Судя по дневниковым записям, Пуанкаре находил дни на море очень успокаивающими. В то время как Вивиани переживал из-за новостей о парижских скандалах и интригах, поступавших время от времени по радиотелеграфу из Парижа, Пуанкаре проводил время на палубе, наслаждаясь теплым воздухом и игрой солнечных бликов в бирюзе морской воды, слегка качавшей корабль на «незаметных волнах». За все время плавания его расстроила только одна небольшая неприятность: подходя к гавани в Кронштадте в утренней тьме 20 июля, линкор, двигаясь со скоростью 15 узлов, сумел протаранить буксир, тянувший к причалу российский фрегат. Инцидент разбудил Пуанкаре, спавшего в своей каюте. Как досадно, что французский военный корабль, идущий в нейтральных водах под командованием адмирала флота, ударил и повредил буксир союзной страны. Он раздраженно отметил в дневнике, что это «знак, лишенный ловкости и элегантности».
Хорошее настроение президента восстановил блестящий прием, когда «Франция» вошла в гавань Кронштадта.
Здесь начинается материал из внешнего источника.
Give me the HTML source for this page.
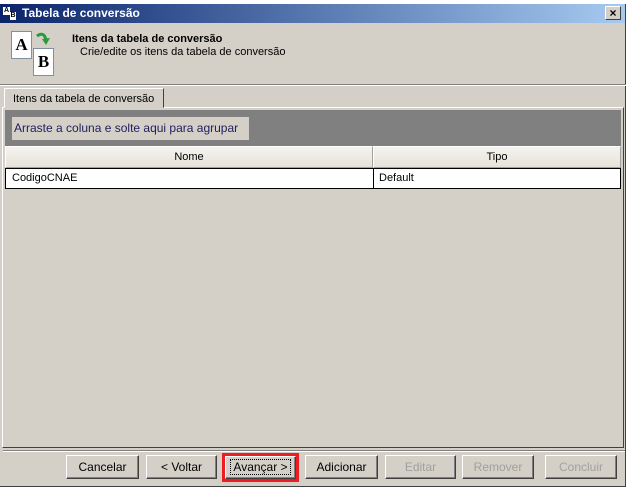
<!DOCTYPE html>
<html><head><style>
*{margin:0;padding:0;box-sizing:border-box}
body{width:632px;height:491px;background:#fff;position:relative;font-family:"Liberation Sans",sans-serif;font-size:11px;overflow:hidden}
.win{position:absolute;left:0;top:4px;width:626px;height:483px;background:#d4d0c8;border-right:1px solid #404040;border-bottom:1px solid #404040}
.title{position:absolute;left:0;top:0;width:625px;height:19px;background:linear-gradient(90deg,#0a246a,#5878b0 50%,#a6caf0);color:#fff;font-weight:bold;font-size:12px;line-height:19px;padding-left:22px}
.close{position:absolute;right:4px;top:2px;width:16px;height:14px;background:#d4d0c8;border:1px solid;border-color:#fff #404040 #404040 #fff;color:#000;font-size:12px;line-height:12px;text-align:center;font-weight:bold}
.abs{position:absolute}
.btn{position:absolute;top:451px;height:24px;background:#d4d0c8;border:1px solid;border-color:#fff #404040 #404040 #fff;box-shadow:inset -1px -1px 0 #808080;text-align:center;line-height:22px;font-size:12px;color:#000}
.dis{color:#a0a0a0}
</style></head><body>
<div class="win">
<div class="title">Tabela de conversão
<div class="abs" style="left:3px;top:3px;width:7px;height:8px;background:#fff;color:#000;font-size:7px;line-height:8px;text-align:center">A</div>
<div class="abs" style="left:10px;top:8px;width:6px;height:8px;background:#fff;color:#000;font-size:7px;line-height:8px;text-align:center">B</div>
<div class="close">×</div></div>
<!-- header icon -->
<div class="abs" style="left:11px;top:27px;width:21px;height:28px;background:#fff;border:1px solid #8090a0;font:bold 17px 'Liberation Serif',serif;text-align:center;line-height:26px">A</div>
<div class="abs" style="left:33px;top:44px;width:21px;height:28px;background:#fff;border:1px solid #8090a0;font:bold 17px 'Liberation Serif',serif;text-align:center;line-height:26px">B</div>
<svg class="abs" style="left:34px;top:26px" width="18" height="18"><path d="M3 6 Q10 1 12 10" stroke="#2a9a3a" stroke-width="3" fill="none"/><path d="M8 9 L12 15 L16 8 Z" fill="#2a9a3a"/></svg>
<div class="abs" style="left:72px;top:29px;font-weight:bold;font-size:11px">Itens da tabela de conversão</div>
<div class="abs" style="left:80px;top:42px;font-size:11px">Crie/edite os itens da tabela de conversão</div>
<div class="abs" style="left:0;top:80px;width:626px;height:2px;border-top:1px solid #808080;border-bottom:1px solid #fff"></div>
<!-- tab -->
<div class="abs" style="left:4px;top:84px;width:160px;height:20px;border:1px solid;border-color:#fff #404040 transparent #fff;background:#d4d0c8;font-size:11px;padding:4px 0 0 8px;z-index:2">Itens da tabela de conversão</div>
<div class="abs" style="left:2px;top:103px;width:622px;height:341px;border:1px solid;border-color:#fff #404040 #404040 #fff"></div>
<div class="abs" style="left:5px;top:106px;width:616px;height:36px;background:#808080"></div>
<div class="abs" style="left:12px;top:113px;width:237px;height:23px;background:#d4d0c8;color:#202060;font-size:12px;line-height:23px;padding-left:2px">Arraste a coluna e solte aqui para agrupar</div>
<div class="abs" style="left:5px;top:142px;width:368px;height:22px;background:linear-gradient(#f4f3ee,#e6e3da);border:1px solid;border-color:#fff #a0a0a0 #a0a0a0 #fff;text-align:center;line-height:20px;font-size:11px">Nome</div>
<div class="abs" style="left:373px;top:142px;width:248px;height:22px;background:linear-gradient(#f4f3ee,#e6e3da);border:1px solid;border-color:#fff #a0a0a0 #a0a0a0 #fff;text-align:center;line-height:20px;font-size:11px">Tipo</div>
<div class="abs" style="left:5px;top:164px;width:616px;height:21px;background:#fff;border:1px solid #000"></div>
<div class="abs" style="left:373px;top:165px;width:1px;height:19px;background:#000"></div>
<div class="abs" style="left:12px;top:168px;font-size:11px">CodigoCNAE</div>
<div class="abs" style="left:379px;top:168px;font-size:11px">Default</div>
<div class="abs" style="left:3px;top:446px;width:622px;height:2px;border-top:1px solid #808080;border-bottom:1px solid #fff"></div>
<div class="btn" style="left:66px;width:73px">Cancelar</div>
<div class="btn" style="left:146px;width:71px">&lt; Voltar</div>
<div class="abs" style="left:222px;top:449px;width:77px;height:29px;border:3px solid #ee1c24"></div>
<div class="btn" style="left:225px;top:452px;width:71px;height:23px;line-height:21px"><span style="outline:1px dotted #000;padding:0 2px">Avançar &gt;</span></div>
<div class="btn" style="left:305px;width:73px">Adicionar</div>
<div class="btn dis" style="left:385px;width:71px">Editar</div>
<div class="btn dis" style="left:462px;width:72px">Remover</div>
<div class="btn dis" style="left:545px;width:72px">Concluir</div>
</div>
</body></html>
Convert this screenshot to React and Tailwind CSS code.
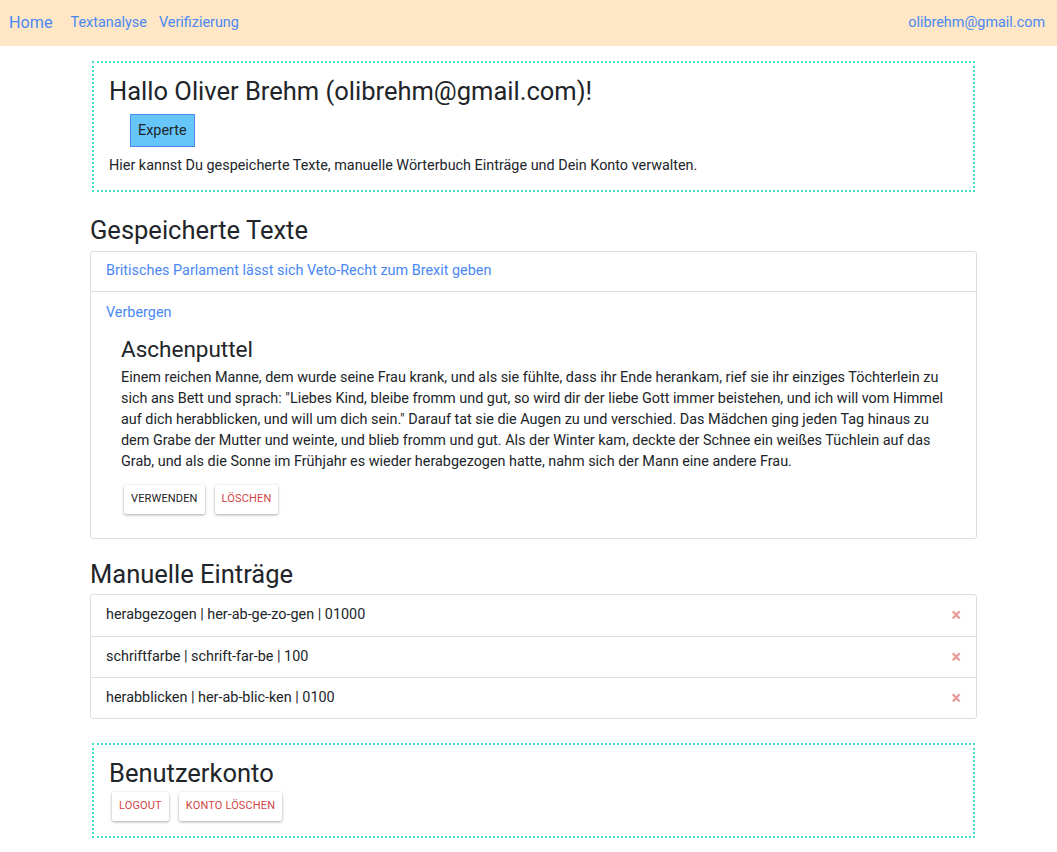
import React from 'react';

// Simple account overview page
const entries = [
  'herabgezogen | her-ab-ge-zo-gen | 01000',
  'schriftfarbe | schrift-far-be | 100',
  'herabblicken | her-ab-blic-ken | 0100',
];

function FlatButton({ children, danger }) {
  return (
    <button
      className={`h-[29px] px-[7px] bg-white rounded-[2px] shadow-[0_1px_3px_rgba(0,0,0,0.35)] text-[11px] uppercase tracking-[0.15px] ${danger ? 'text-[#d14545]' : 'text-[#222]'}`}
    >
      {children}
    </button>
  );
}

export default function App() {
  return (
    <div className="min-h-screen bg-white text-[#212529] font-['Roboto',sans-serif]">
      <nav className="h-[46px] bg-[#ffe6c4] flex items-center px-[9px] text-[#4a88f5]">
        <a className="text-[16.2px] mr-[18px]">Home</a>
        <a className="text-[14.4px] mr-[12px]">Textanalyse</a>
        <a className="text-[14.4px]">Verifizierung</a>
        <a className="text-[14.4px] ml-auto mr-[3px]">olibrehm@gmail.com</a>
      </nav>

      <main className="ml-[90px] w-[887px] pt-[15px] pb-[15px]">
        <section className="mx-[2px] border-2 border-dotted border-[#3fe0cc] px-[15px] pt-[12px] pb-[13px]">
          <h1 className="text-[25.5px] leading-[32px]">Hallo Oliver Brehm (olibrehm@gmail.com)!</h1>
          <button className="mt-[7px] ml-[21px] h-[33px] px-[7px] bg-[#66c6fa] border border-[#4a88f5] text-[14.4px]">
            Experte
          </button>
          <p className="mt-[8px] text-[14.4px]">
            Hier kannst Du gespeicherte Texte, manuelle Wörterbuch Einträge und Dein Konto verwalten.
          </p>
        </section>

        <h2 className="mt-[22px] text-[25.5px] leading-[32px]">Gespeicherte Texte</h2>
        <div className="mt-[5px] border border-[#dedede] rounded-[3px]">
          <div className="h-[40px] flex items-center px-[15px] border-b border-[#dedede] text-[14.4px] text-[#4a88f5]">
            Britisches Parlament lässt sich Veto-Recht zum Brexit geben
          </div>
          <div className="px-[15px] pt-[8px] pb-[24px]">
            <a className="text-[14.4px] text-[#4a88f5]">Verbergen</a>
            <div className="pl-[15px] pt-[12px]">
              <h3 className="text-[22.5px] leading-[26px]">Aschenputtel</h3>
              <p className="mt-[5px] text-[14.4px] leading-[21px] pr-[10px]">
                Einem reichen Manne, dem wurde seine Frau krank, und als sie fühlte, dass ihr Ende herankam, rief sie ihr einziges Töchterlein zu sich ans Bett und sprach: "Liebes Kind, bleibe fromm und gut, so wird dir der liebe Gott immer beistehen, und ich will vom Himmel auf dich herabblicken, und will um dich sein." Darauf tat sie die Augen zu und verschied. Das Mädchen ging jeden Tag hinaus zu dem Grabe der Mutter und weinte, und blieb fromm und gut. Als der Winter kam, deckte der Schnee ein weißes Tüchlein auf das Grab, und als die Sonne im Frühjahr es wieder herabgezogen hatte, nahm sich der Mann eine andere Frau.
              </p>
              <div className="mt-[13px] ml-[3px] flex gap-[10px]">
                <FlatButton>Verwenden</FlatButton>
                <FlatButton danger>Löschen</FlatButton>
              </div>
            </div>
          </div>
        </div>

        <h2 className="mt-[19px] text-[25.5px] leading-[32px]">Manuelle Einträge</h2>
        <ul className="mt-[4px] border border-[#dedede] rounded-[3px]">
          {entries.map((entry, i) => (
            <li
              key={i}
              className={`h-[41px] flex items-center px-[15px] text-[14.4px] ${i > 0 ? 'border-t border-[#dedede]' : ''}`}
            >
              <span>{entry}</span>
              <span className="ml-auto mr-0 text-[#e89a9a] text-[18px] font-bold leading-none">×</span>
            </li>
          ))}
        </ul>

        <section className="mt-[24px] mx-[2px] border-2 border-dotted border-[#3fe0cc] px-[15px] pt-[12px] pb-[15px]">
          <h2 className="text-[25.5px] leading-[32px]">Benutzerkonto</h2>
          <div className="mt-[3px] ml-[3px] flex gap-[10px]">
            <FlatButton danger>Logout</FlatButton>
            <FlatButton danger>Konto löschen</FlatButton>
          </div>
        </section>
      </main>
    </div>
  );
}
Со всех сторон ее окружили военные корабли, празднично украшенные пакетботы и прогулочные катера, вышедшие встречать гостей, а императорский катер пришвартовался к линкору, чтобы переправить Пуанкаре на царскую яхту «Александрия». «Я покидаю „Францию“, – отмечал Пуанкаре, – с волнением, которое всегда охватывает меня, когда под залпы артиллерийского огня я оставляю один из наших военных кораблей»[1379]. На другой стороне разделявшей их гавани, стоя рядом с царем на мостике «Александрии», откуда открывался прекрасный вид на всю сцену встречи, Морис Палеолог уже мысленно записывал очередной абзац своих мемуаров:
Это было великолепное зрелище. В дрожащем серебристом свете «Франция» медленно двигалась вперед по бирюзовым и изумрудным волнам, оставляя за собой длинную белую борозду. Затем она величественно остановилась. Могучий военный корабль, который привез главу французского государства, вполне достоин своего имени. Он действительно был Францией, идущей навстречу России. Я чувствовал, как бьется мое сердце[1380].